L. Rafael Reif

Rafael Reif has served as the 17th President of the Massachusetts Institute of Technology (MIT) since July 2012. Before taking on the presidency, Dr. Reif served for seven years as MIT’s Provost. In this role, he helped create and implement the strategy that allowed MIT to weather the global financial crisis; drove the growth of MIT’s global strategy; promoted a major faculty-led effort to address challenges around race and diversity; fostered the emergence of the Kendall Square innovation cluster; and spearheaded the development of the Institute’s latest experiment in online learning, MITx, for which he received the 2012 Tribeca Disruptive Innovation Award.
A member of the MIT faculty since 1980, Dr. Reif has served as director of MIT’s Microsystems Technology Laboratories and headed the department of Electrical Engineering and Computer Science. An early champion of MIT’s engagement in micro- and nanotechnologies, he was instrumental in launching a research center on novel semiconductor devices at MIT, as well as multi-university research centers on advanced and environmentally benign semiconductor manufacturing.
Dr.
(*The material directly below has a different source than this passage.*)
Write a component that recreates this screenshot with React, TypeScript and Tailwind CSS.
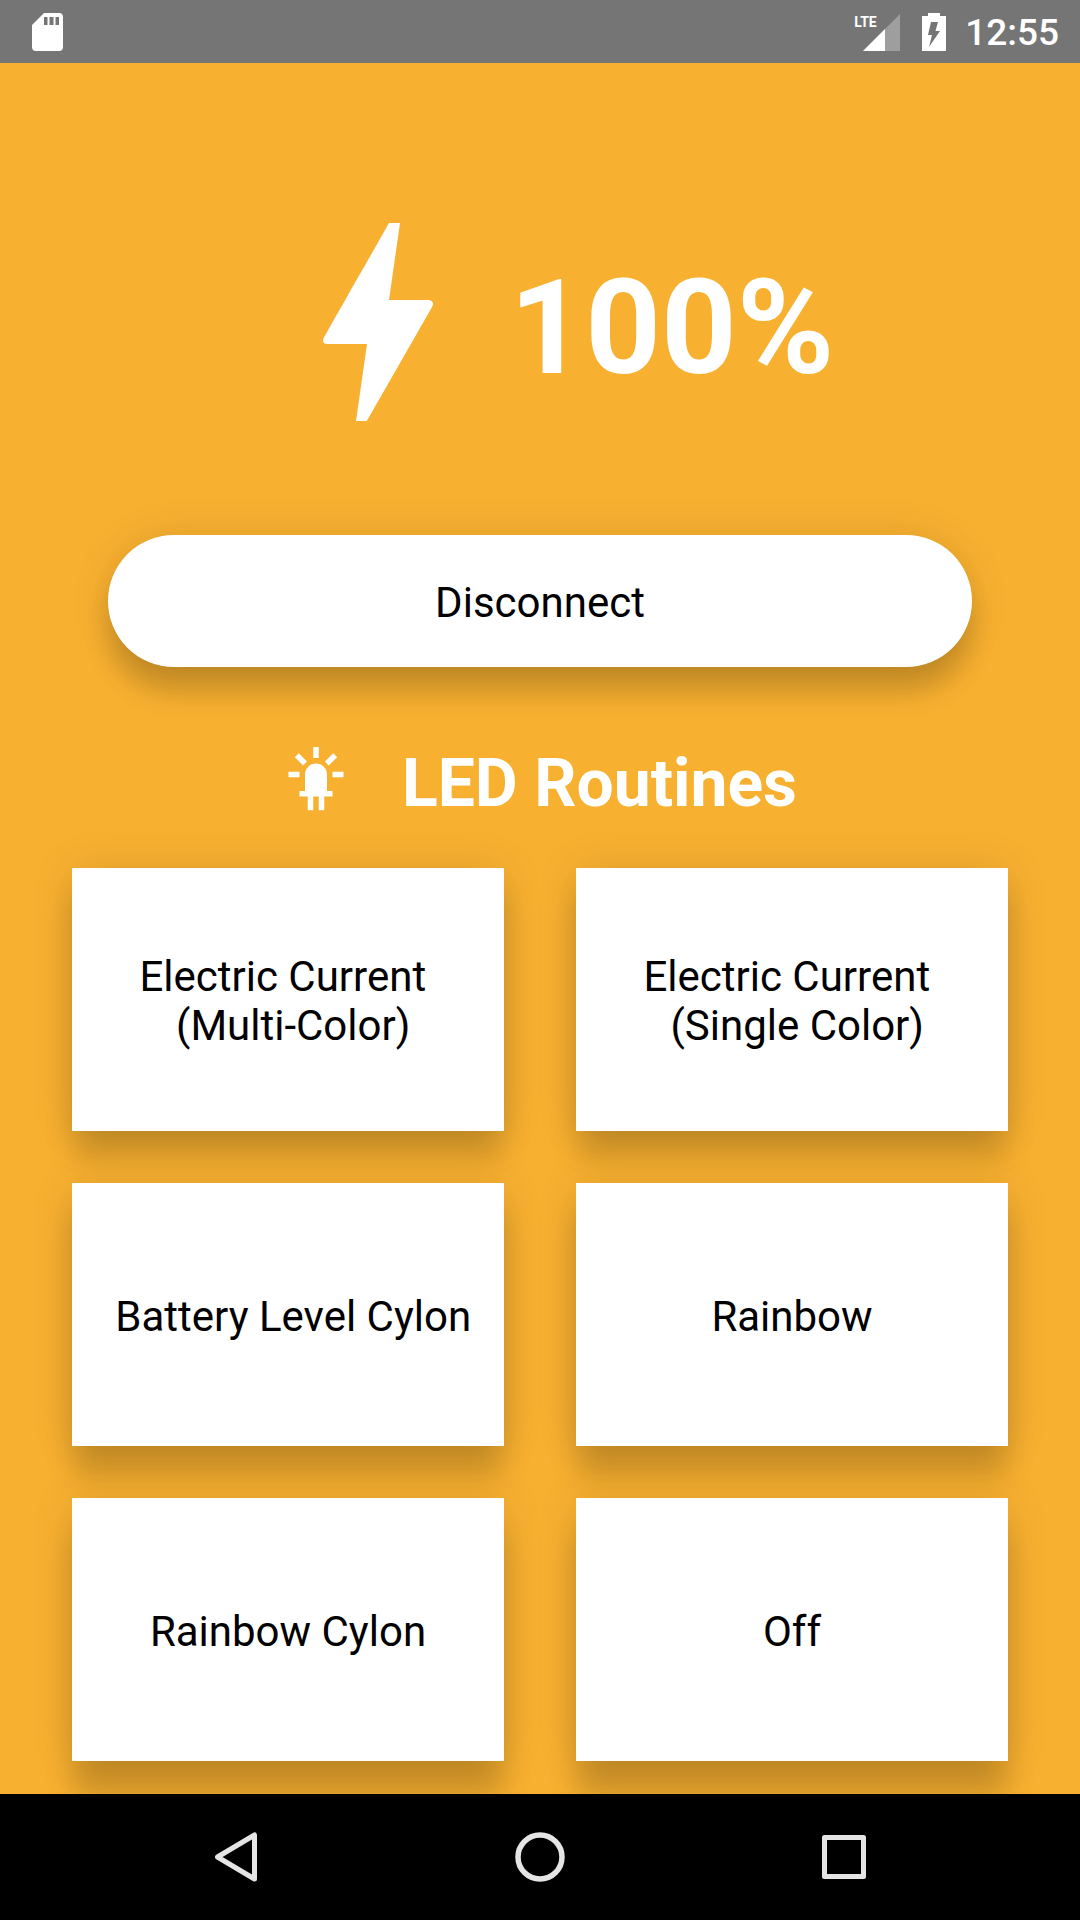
// Shadows grow longer the lower a surface sits on the screen.
const shadowHigh =
  'shadow-[0_26px_28px_-2px_rgba(0,0,0,0.18),0_0_40px_rgba(0,0,0,0.1)]';
const shadowMiddle =
  'shadow-[0_30px_28px_-2px_rgba(0,0,0,0.18),0_0_40px_rgba(0,0,0,0.1)]';
const shadowLow =
  'shadow-[0_36px_28px_-2px_rgba(0,0,0,0.18),0_0_40px_rgba(0,0,0,0.1)]';

const routines = [
  { label: 'Electric Current \n (Multi-Color)', shadow: shadowHigh },
  { label: 'Electric Current \n (Single Color)', shadow: shadowHigh },
  { label: ' Battery Level Cylon', shadow: shadowMiddle },
  { label: 'Rainbow', shadow: shadowMiddle },
  { label: 'Rainbow Cylon', shadow: shadowLow },
  { label: 'Off', shadow: shadowLow },
];

function StatusBar() {
  return (
    <header className="flex h-[63px] items-center bg-[#757575] pr-[21px] pl-8 text-white">
      <svg viewBox="0 0 31 38" className="h-[38px] w-[31px]" fill="currentColor" aria-label="SD card">
        <path
          fillRule="evenodd"
          d="M12 0H27Q31 0 31 4V34Q31 38 27 38H4Q0 38 0 34V12ZM12 4V12H15.5V4ZM17.5 4V12H21.5V4ZM23.5 4V12H27V4Z"
        />
      </svg>
      <div className="ml-auto flex items-center">
        <div className="relative h-[38px] w-[46px]">
          <svg viewBox="0 0 46 38" className="h-full w-full" fill="currentColor" aria-hidden="true">
            <path d="M46 1V38H9Z" opacity="0.3" />
            <path d="M31 16V38H9Z" />
          </svg>
          <span className="absolute top-0 left-0 text-[14px] leading-[18px] font-bold">
            LTE
          </span>
        </div>
        <svg viewBox="0 0 24 38" className="ml-[22px] h-[38px] w-6" aria-label="Battery charging">
          <path fill="currentColor" d="M6 0H18V3H24V38H0V3H6Z" />
          <path fill="#757575" d="M9 9H16L13.5 18H18L7 34L10 22H6Z" />
        </svg>
        <time className="ml-[19px] pt-0.5 text-[37px] leading-none font-medium">12:55</time>
      </div>
    </header>
  );
}

function NavBar() {
  const button = 'flex h-24 w-24 items-center justify-center';
  const icon = 'h-[52px] w-[52px]';
  return (
    <nav className="relative z-10 flex h-[126px] items-center justify-center gap-52 bg-black text-[#e5e5e5]">
      <button type="button" aria-label="Back" className={button}>
        <svg viewBox="0 0 52 52" className={icon} fill="none" stroke="currentColor" strokeWidth="5" strokeLinejoin="round">
          <path d="M44.500 4V48L7.500 26Z" />
        </svg>
      </button>
      <button type="button" aria-label="Home" className={button}>
        <svg viewBox="0 0 52 52" className={icon} fill="none" stroke="currentColor" strokeWidth="5.500">
          <circle cx="26" cy="26" r="22" />
        </svg>
      </button>
      <button type="button" aria-label="Recent apps" className={button}>
        <svg viewBox="0 0 52 52" className={icon} fill="none" stroke="currentColor" strokeWidth="5" strokeLinejoin="round">
          <rect x="6.500" y="6.500" width="39" height="39" />
        </svg>
      </button>
    </nav>
  );
}

export default function App() {
  return (
    <div className="flex min-h-screen flex-col bg-[#f7b030] font-[Roboto,sans-serif]">
      <StatusBar />
      <main className="flex-1 pb-[33px]">
        <section className="flex items-center justify-center pt-[127px] text-white">
          <svg viewBox="0 0 24 24" className="h-[264px] w-[264px]" fill="currentColor" aria-hidden="true">
            <path d="M11 21h-1l1-7H7.500c-.58 0-.57-.32-.38-.66.19-.34.05-.08.07-.12C8.480 10.940 10.420 7.540 13 3h1l-1 7h3.500c.49 0 .56.33.47.51l-.07.15C12.960 17.550 11 21 11 21z" />
          </svg>
          <p className="pt-3 text-[132px] leading-[156px] font-bold">100%</p>
        </section>
        <div className="px-27 pt-[81px]">
          <button type="button" className={`h-[132px] w-full rounded-full bg-white pt-0.5 text-[42px] leading-[49px] text-black ${shadowHigh}`}>
            Disconnect
          </button>
        </div>
        <section>
          <div className="flex items-center justify-center gap-[53px] pt-[70px] text-white">
            <svg viewBox="0 0 24 24" className="h-[66px] w-[66px]" fill="currentColor" aria-hidden="true">
              <path d="M11,0V4H13V0H11M18.300,2.290L15.240,5.290L16.640,6.710L19.700,3.710L18.300,2.290M5.710,2.290L4.290,3.710L7.290,6.710L8.710,5.290L5.710,2.290M12,6A4,4 0 0,0 8,10V16H6V18H9V23H11V18H13V23H15V18H18V16H16V10A4,4 0 0,0 12,6M2,9V11H6V9H2M18,9V11H22V9H18Z" />
            </svg>
            <h1 className="pt-2 text-[66px] leading-[78px] font-bold">LED Routines</h1>
          </div>
          <div className="grid grid-cols-2 gap-x-18 gap-y-[52px] px-18 pt-[45px]">
            {routines.map(({ label, shadow }) => (
              <button
                key={label}
                type="button"
                className={`h-[263px] bg-white pt-[3px] text-center text-[42px] leading-[49px] whitespace-pre text-black ${shadow}`}
              >
                {label}
              </button>
            ))}
          </div>
        </section>
      </main>
      <NavBar />
    </div>
  );
}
Reif is the inventor or co-inventor on 15 patents, has edited or co-edited five books and has supervised 38 doctoral theses. In 1993, he was named a fellow of the Institute of Electrical and Electronics Engineers (IEEE) “for pioneering work in the low-temperature epitaxial growth of semiconductor thin films.”
He received the degree of Ingeniero Eléctrico from Universidad de Carabobo, Valencia, Venezuela, and his doctorate in electrical engineering from Stanford University.